I would think that if you specified in the contract that you would return the security deposit to a specific person, and then you gave it to the other person, that it could get you into trouble if the person you were actually supposed to pay came looking for it. But, hey, I'm no attorney.

Post: Need Help! Bought 2nd mortage at Trustee Sale

Mike G.Posted
  • Rehabber / Flipper
  • Simi Valley, CA
  • Posts 597
  • Votes 259

I am not lawyer, but here is my understanding of how this works. You should now own the property - unless the senior loan was also sold or will be sold in the next couple of weeks - not sure what happens then, but I would guess their purchase would supersede yours. If the senior loan was not sold at auction also, then that lien still exists against the property, and the senior note holder can foreclose on the property again. In other words, as you seem to already understand, you have to work out a deal with the senior note holder so they don't foreclose.

My advice, immediately get insurance on the property and contact an experienced real estate lawyer.

Post: Confused and why?

Mike G.Posted
  • Rehabber / Flipper
  • Simi Valley, CA
  • Posts 597
  • Votes 259

You just have to be prepared to be confused and frustrated when offering on short sales. The price can go up and down like the tides. Even when the agent says the "bank has approved the sale at this price", that apparently means give us an offer so we can consider it.

Post: One for the "Good Guys"!

Mike G.Posted
  • Rehabber / Flipper
  • Simi Valley, CA
  • Posts 597
  • Votes 259

Hey, Will, let me know when you're going to be in front of the hotel so I can show up and get some free investment teaching! :)

Post: Assumable loan?

Mike G.Posted
  • Rehabber / Flipper
  • Simi Valley, CA
  • Posts 597
  • Votes 259

Amy, there are many people in the position you describe. Just because you can't assume their loan, doesn't mean you can't take over their loan payments using a subject-to-mortgage purchase. That's what Bryan is saying. Maybe you already understood this, but I wanted to point it out just in case you didn't.

Post: Subordinating a loan

Mike G.Posted
  • Rehabber / Flipper
  • Simi Valley, CA
  • Posts 597
  • Votes 259

Hey, I'll have to try blacking out the name to see if that works!

Post: Subordinating a loan

Mike G.Posted
  • Rehabber / Flipper
  • Simi Valley, CA
  • Posts 597
  • Votes 259

Bryan, this is theoretical right now. I haven't actually done this or even started the process at all. I just started thinking about it after Will B's post indicating that he would pull his money out of a house he already bought so that he could use the money for another one.

My thought is that I would give a private money lender (not a hard money lender) a 1st trust deed position on the existing property, and pull out as much of my money as I could. Then, I would use my newly liquid money as proof of funds for offers on other houses. When I got a new property under contract, I would contact a private money lender (the same one or a different one, doesn't matter) to see if they were interested in the property. If not, I would at least have my own funds to close the purchase on the property. Then I could get the new property, repair it, and refinance myself out of it like I did with the last one. This is essentially what Will said he was doing, if I'm understanding him correctly.

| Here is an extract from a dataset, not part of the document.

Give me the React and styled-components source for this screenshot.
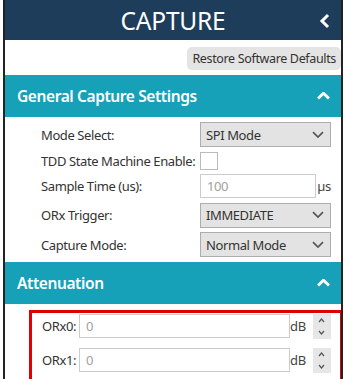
import React from "react";
import styled, { createGlobalStyle } from "styled-components";

const Global = createGlobalStyle`
  html, body { margin: 0; padding: 0; background: #fff; }
  body { font-family: "Noto Sans", "Open Sans", sans-serif; color: #333; }
`;

const Panel = styled.div`
  margin-left: 3px;
  width: 336px;
  border-left: 2px solid #222;
  border-right: 2px solid #222;
  height: 379px;
  overflow: hidden;
  background: #fff;
`;

const TopBar = styled.div`
  height: 40px;
  background: #1e3d5b;
  display: flex;
  align-items: center;
  justify-content: center;
  position: relative;
  color: #fff;
  font-size: 24.5px;
  letter-spacing: -0.2px;
`;

const BackIcon = styled.svg`
  position: absolute;
  right: 11px;
  top: 13px;
`;

const RestoreRow = styled.div`
  height: 35px;
  display: flex;
  align-items: center;
  justify-content: flex-end;
  padding-right: 0;
`;

const RestoreButton = styled.button`
  height: 23px;
  padding: 0 5px;
  border: none;
  border-radius: 5px;
  background: #e4e4e4;
  color: #333;
  font-family: "Noto Sans", sans-serif;
  font-size: 12.5px;
  letter-spacing: -0.35px;
  margin-top: 2px;
`;

const SectionHeader = styled.div`
  height: 42px;
  background: #16a1b9;
  color: #fff;
  display: flex;
  align-items: center;
  justify-content: space-between;
  padding: 0 11px 0 12px;
  font-size: 15.5px;
  letter-spacing: -0.4px;
  font-weight: 600;
`;

const FormGrid = styled.div`
  display: grid;
  grid-template-columns: 159px 131px;
  grid-template-rows: 25px 18px 24px 25px 25px;
  row-gap: 4.5px;
  padding: 5px 0 5px 36px;
  align-items: center;
`;

const Row = styled.div`
  display: contents;
`;

const Label = styled.div`
  font-size: 13px;
  letter-spacing: -0.4px;
  color: #333;
  white-space: nowrap;
`;

const Select = styled.div`
  height: 23px;
  border: 1px solid #adadad;
  background: #e3e3e3;
  display: flex;
  align-items: center;
  justify-content: space-between;
  padding: 0 6px 0 5px;
  font-size: 13px;
  letter-spacing: -0.4px;
  color: #333;
`;

const Check = styled.div`
  width: 16px;
  height: 16px;
  border: 1px solid #bbb;
  background: #fff;
`;

const InputWrap = styled.div`
  display: flex;
  align-items: center;
  justify-content: space-between;
  height: 24px;
`;

const TextBox = styled.div`
  width: ${(p) => p.$w}px;
  height: ${(p) => p.$h}px;
  border: 1px solid #ccc;
  background: #fff;
  color: #a0a0a0;
  font-size: 13px;
  letter-spacing: -0.4px;
  display: flex;
  align-items: center;
  padding-left: 6px;
  box-sizing: border-box;
`;

const Unit = styled.span`
  font-size: 13px;
  letter-spacing: -0.3px;
  color: #444;
  margin-right: ${(p) => p.$mr || 0}px;
`;

const Highlight = styled.div`
  margin: 6px -2px 0 24px;
  border: 3px solid #e00000;
  height: 120px;
  padding: 1px 0 0 10px;
  display: flex;
  flex-direction: column;
  gap: 10px;
`;

const AttRow = styled.div`
  display: flex;
  align-items: center;
  height: 24px;
`;

const AttLabel = styled.span`
  font-size: 13px;
  letter-spacing: -0.4px;
  color: #333;
  width: 37px;
`;

const Spinner = styled.div`
  width: 18px;
  height: 25px;
  background: #e6e6e6;
  margin-left: 7px;
  display: flex;
  flex-direction: column;
  align-items: center;
  justify-content: space-between;
  padding: 4px 0;
  box-sizing: border-box;
`;

const Chevron = ({ dir = "down", color = "#555", w = 12, sw = 1.6 }) => (
  <svg width={w} height={w * 0.6} viewBox="0 0 12 7">
    <path
      d={dir === "down" ? "M1 1 L6 6 L11 1" : "M1 6 L6 1 L11 6"}
      fill="none"
      stroke={color}
      strokeWidth={sw}
    />
  </svg>
);

const MiniChevron = ({ dir }) => (
  <svg width="7" height="5" viewBox="0 0 7 5">
    <path
      d={dir === "down" ? "M1 1 L3.5 4 L6 1" : "M1 4 L3.5 1 L6 4"}
      fill="none"
      stroke="#555"
      strokeWidth="1.2"
    />
  </svg>
);

export default function App() {
  return (
    <>
      <Global />
      <Panel>
        <TopBar>
          CAPTURE
          <BackIcon width="11" height="16" viewBox="0 0 11 16">
            <path d="M9 2 L3 8 L9 14" fill="none" stroke="#fff" strokeWidth="3" />
          </BackIcon>
        </TopBar>
        <RestoreRow>
          <RestoreButton>Restore Software Defaults</RestoreButton>
        </RestoreRow>
        <SectionHeader>
          General Capture Settings
          <Chevron dir="up" color="#fff" w={13} sw={2.6} />
        </SectionHeader>
        <FormGrid>
          <Row>
            <Label>Mode Select:</Label>
            <Select>
              SPI Mode
              <Chevron />
            </Select>
          </Row>
          <Row>
            <Label>TDD State Machine Enable:</Label>
            <Check />
          </Row>
          <Row>
            <Label>Sample Time (us):</Label>
            <InputWrap>
              <TextBox $w={116} $h={24}>100</TextBox>
              <Unit>µs</Unit>
            </InputWrap>
          </Row>
          <Row>
            <Label>ORx Trigger:</Label>
            <Select>
              IMMEDIATE
              <Chevron />
            </Select>
          </Row>
          <Row>
            <Label>Capture Mode:</Label>
            <Select>
              Normal Mode
              <Chevron />
            </Select>
          </Row>
        </FormGrid>
        <SectionHeader>
          Attenuation
          <Chevron dir="up" color="#fff" w={13} sw={2.6} />
        </SectionHeader>
        <Highlight>
          <AttRow>
            <AttLabel>ORx0:</AttLabel>
            <TextBox $w={211} $h={24}>0</TextBox>
            <Unit>dB</Unit>
            <Spinner>
              <MiniChevron dir="up" />
              <MiniChevron dir="down" />
            </Spinner>
          </AttRow>
          <AttRow>
            <AttLabel>ORx1:</AttLabel>
            <TextBox $w={211} $h={24}>0</TextBox>
            <Unit>dB</Unit>
            <Spinner>
              <MiniChevron dir="up" />
              <MiniChevron dir="down" />
            </Spinner>
          </AttRow>
        </Highlight>
      </Panel>
    </>
  );
}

As for proof of funds, what you are saying may be feasible and I know many people do this, but there are two things I am dealing with. One, I don't have enough private money lenders lined up yet where I can be confident that I could close the deal without using my own money (and I would really prefer not to use a hard money lender if possible, unless the spread is really good). And two, some banks that we send offers to don't even like the fact that we're using my personal bank statements as proof of funds, and I'm an owner in the company! So, while I may be able to make it fly with them if I have a letter from the bank account holder (not optimistic here), it's much easier if I don't have to worry about that. It seems difficult enough for us to get offers accepted right now without having to throw additional hurdles in the way.

Sorry for the long-winded response, just wanted to make sure you see where I'm coming from.